With regards to a likely rise in road taxes for all petrol, diesel, hybrid and electric cars, he said: “During the first year of ownership, vehicles emitting more than 91g/km CO2 will pay double rates (£390), while those emitting more than 255g/km will be taxed a staggering £5,490. EVs, in comparison, will pay a nominal £10 per annum.

“After the first year, all vehicles will move to an updated annual rate of £195, which means that an EV driver could pay £5,000 less road tax charges over a three-year vehicle lease. A massive saving, both from a financial and a carbon emissions perspective.”

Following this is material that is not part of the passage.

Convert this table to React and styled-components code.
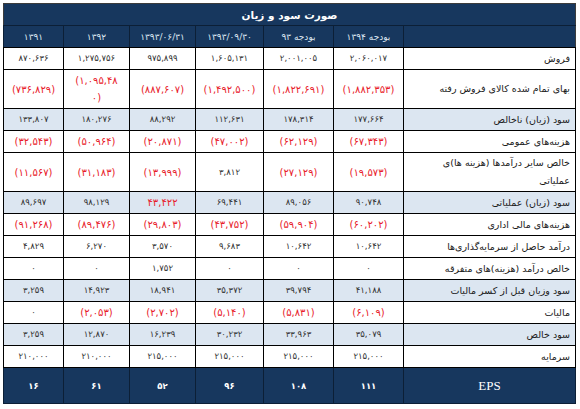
import React from 'react';
import styled, { createGlobalStyle } from 'styled-components';

const GlobalStyle = createGlobalStyle`
  html, body {
    margin: 0;
    padding: 0;
    background: #ffffff;
  }
  body {
    font-family: "DejaVu Sans", "Noto Sans", sans-serif;
  }
`;

// ستون‌ها از راست به چپ
const columns = ['بودجه ۱۳۹۴', 'بودجه ۹۳', '۱۳۹۳/۰۹/۳۰', '۱۳۹۳/۰۶/۳۱', '۱۳۹۲', '۱۳۹۱'];
const widths = [172, 70, 70, 68, 66, 66, 60];

const rows = [
  { label: 'فروش', values: ['۲,۰۶۰,۰۱۷', '۲,۰۰۱,۰۰۵', '۱,۶۰۵,۱۳۱', '۹۷۵,۸۹۹', '۱,۲۷۵,۷۵۶', '۸۷۰,۶۳۶'] },
  {
    label: 'بهای تمام شده کالای فروش رفته',
    tall: true,
    values: ['(۱,۸۸۲,۳۵۳)', '(۱,۸۲۲,۶۹۱)', '(۱,۴۹۲,۵۰۰)', '(۸۸۷,۶۰۷)', ['(۱,۰۹۵,۴۸', '۰)'], '(۷۳۶,۸۲۹)'],
  },
  { label: 'سود (زیان) ناخالص', blue: true, values: ['۱۷۷,۶۶۴', '۱۷۸,۳۱۴', '۱۱۲,۶۳۱', '۸۸,۲۹۲', '۱۸۰,۲۷۶', '۱۳۳,۸۰۷'] },
  { label: 'هزینه‌های عمومی', values: ['(۶۷,۳۴۳)', '(۶۲,۱۲۹)', '(۴۷,۰۰۲)', '(۲۰,۸۷۱)', '(۵۰,۹۶۴)', '(۳۲,۵۴۳)'] },
  {
    label: ['خالص سایر درآمدها (هزینه ها)ی', 'عملیاتی'],
    tall: true,
    values: ['(۱۹,۵۷۳)', '(۲۷,۱۲۹)', '۳,۸۱۲', '(۱۳,۹۹۹)', '(۳۱,۱۸۳)', '(۱۱,۵۶۷)'],
  },
  { label: 'سود (زیان) عملیاتی', blue: true, red: [3], values: ['۹۰,۷۴۸', '۸۹,۰۵۶', '۶۹,۴۴۱', '۴۳,۴۲۲', '۹۸,۱۲۹', '۸۹,۶۹۷'] },
  { label: 'هزینه‌های مالی اداری', values: ['(۶۰,۲۰۲)', '(۵۹,۹۰۴)', '(۴۳,۷۵۲)', '(۲۹,۸۰۳)', '(۸۹,۴۷۶)', '(۹۱,۲۶۸)'] },
  { label: 'درآمد حاصل از سرمایه‌گذاری‌ها', values: ['۱۰,۶۴۲', '۱۰,۶۴۲', '۹,۶۸۳', '۳,۵۷۰', '۶,۲۷۰', '۴,۸۲۹'] },
  { label: 'خالص درآمد (هزینه)های متفرقه', values: ['۰', '۰', '۰', '۱,۷۵۲', '۰', '۰'] },
  { label: 'سود وزیان قبل از کسر مالیات', blue: true, values: ['۴۱,۱۸۸', '۳۹,۷۹۴', '۳۵,۳۷۲', '۱۸,۹۴۱', '۱۴,۹۲۳', '۳,۲۵۹'] },
  { label: 'مالیات', values: ['(۶,۱۰۹)', '(۵,۸۳۱)', '(۵,۱۴۰)', '(۲,۷۰۲)', '(۲,۰۵۳)', '۰'] },
  { label: 'سود خالص', blue: true, values: ['۳۵,۰۷۹', '۳۳,۹۶۳', '۳۰,۲۳۲', '۱۶,۲۳۹', '۱۲,۸۷۰', '۳,۲۵۹'] },
  { label: 'سرمایه', values: ['۲۱۵,۰۰۰', '۲۱۵,۰۰۰', '۲۱۵,۰۰۰', '۲۱۵,۰۰۰', '۲۱۰,۰۰۰', '۲۱۰,۰۰۰'] },
];

const eps = ['۱۱۱', '۱۰۸', '۹۶', '۵۲', '۶۱', '۱۶'];

// متن چندخطی با <br />
const lines = text =>
  Array.isArray(text)
    ? text.map((t, i) => (
        <React.Fragment key={i}>
          {i > 0 && <br />}
          {t}
        </React.Fragment>
      ))
    : text;

const isRed = (row, v, i) =>
  (row.red && row.red.includes(i)) || (Array.isArray(v) ? v[0] : v).startsWith('(');

export default function App() {
  return (
    <Page>
      <GlobalStyle />
      <Table dir="rtl">
        <colgroup>
          {widths.map((w, i) => (
            <col key={i} style={{ width: w }} />
          ))}
        </colgroup>
        <thead>
          <tr>
            <Title colSpan={7}>صورت سود و زیان</Title>
          </tr>
          <tr>
            <HeadCell />
            {columns.map(c => (
              <HeadCell key={c}>{c}</HeadCell>
            ))}
          </tr>
        </thead>
        <tbody>
          {rows.map((row, r) => (
            <Row key={r} $blue={row.blue} $tall={row.tall}>
              <Label>{lines(row.label)}</Label>
              {row.values.map((v, i) => (
                <Num key={i} $red={isRed(row, v, i)}>
                  {lines(v)}
                </Num>
              ))}
            </Row>
          ))}
          <EpsRow>
            <EpsLabel>EPS</EpsLabel>
            {eps.map((v, i) => (
              <EpsCell key={i}>{v}</EpsCell>
            ))}
          </EpsRow>
        </tbody>
      </Table>
    </Page>
  );
}

const Page = styled.div`
  padding: 3px 0 0 3px;
`;

const Table = styled.table`
  width: 573px;
  table-layout: fixed;
  border-collapse: collapse;
  border: 1px solid #3c3c3c;
`;

const Title = styled.th`
  height: 21px;
  padding: 0;
  background: #17375e;
  color: #ffffff;
  font-size: 10.5px;
  font-weight: bold;
  text-align: center;
  border-bottom: 1px solid #0c1f36;
`;

const HeadCell = styled.th`
  height: 21px;
  padding: 0;
  background: #17375e;
  color: #dce6f1;
  font-size: 9px;
  font-weight: normal;
  text-align: center;
  border-left: 1px solid #0c1f36;
  border-bottom: 1px solid #000;
  white-space: nowrap;
`;

const Row = styled.tr`
  height: ${props => (props.$tall ? '39px' : '22px')};
  background: ${props => (props.$blue ? '#dce6f1' : '#ffffff')};
`;

const Label = styled.td`
  padding: 0 5px 0 4px;
  border: 1px solid #000;
  color: #1a1a1a;
  font-size: 9.5px;
  line-height: 18px;
  text-align: right;
  vertical-align: middle;
  white-space: nowrap;
`;

const Num = styled.td`
  padding: 0 2px;
  border: 1px solid #000;
  color: ${props => (props.$red ? '#e8202a' : '#333333')};
  font-size: ${props => (props.$red ? '10px' : '8.5px')};
  line-height: 17px;
  text-align: center;
  vertical-align: middle;
  direction: ltr;
  white-space: nowrap;
`;

const EpsRow = styled.tr`
  height: 36px;
  background: #17375e;
`;

const EpsLabel = styled.td`
  padding: 0;
  border: 1px solid #0c1f36;
  color: #ffffff;
  font-family: "Liberation Serif", serif;
  font-size: 13px;
  text-align: center;
`;

const EpsCell = styled.td`
  padding: 0;
  border: 1px solid #0c1f36;
  color: #ffffff;
  font-size: 8.5px;
  font-weight: bold;
  text-align: center;
`;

In summary, he said: “Whether BiK, NICs, road tax or luxury car supplements, the updates expected mean that driving a car will become – in simple terms – more expensive. However, despite this fact, salary sacrifice schemes remain the most cost-effective way to get behind the wheel of a new EV – not just for employees, but for employers too.
www.ezoo.uk.

On forecasting, Sabby Gill, CEO of Dext said: “Businesses are under significant pressure. Dext research shows a third of business leaders are losing sleep over concerns about meeting payroll, while the Companies House register shrank between October and December 2024 for the first time since quarterly records began in 2012. Against this backdrop, it’s more important than ever for businesses to plan and adapt quickly to shifting economic conditions.

“When planning, businesses should explore multiple outcomes and scenarios to understand the potential impact of measures such as the rise in employer National Insurance contributions.

“Leveraging up-to-date financial data and embracing automation will help businesses identify key drivers – like regulatory changes or supply chain disruptions – that could affect operations, cash flow, and growth. Developing and testing various strategies will allow businesses to mitigate risks and position themselves for long-term success.”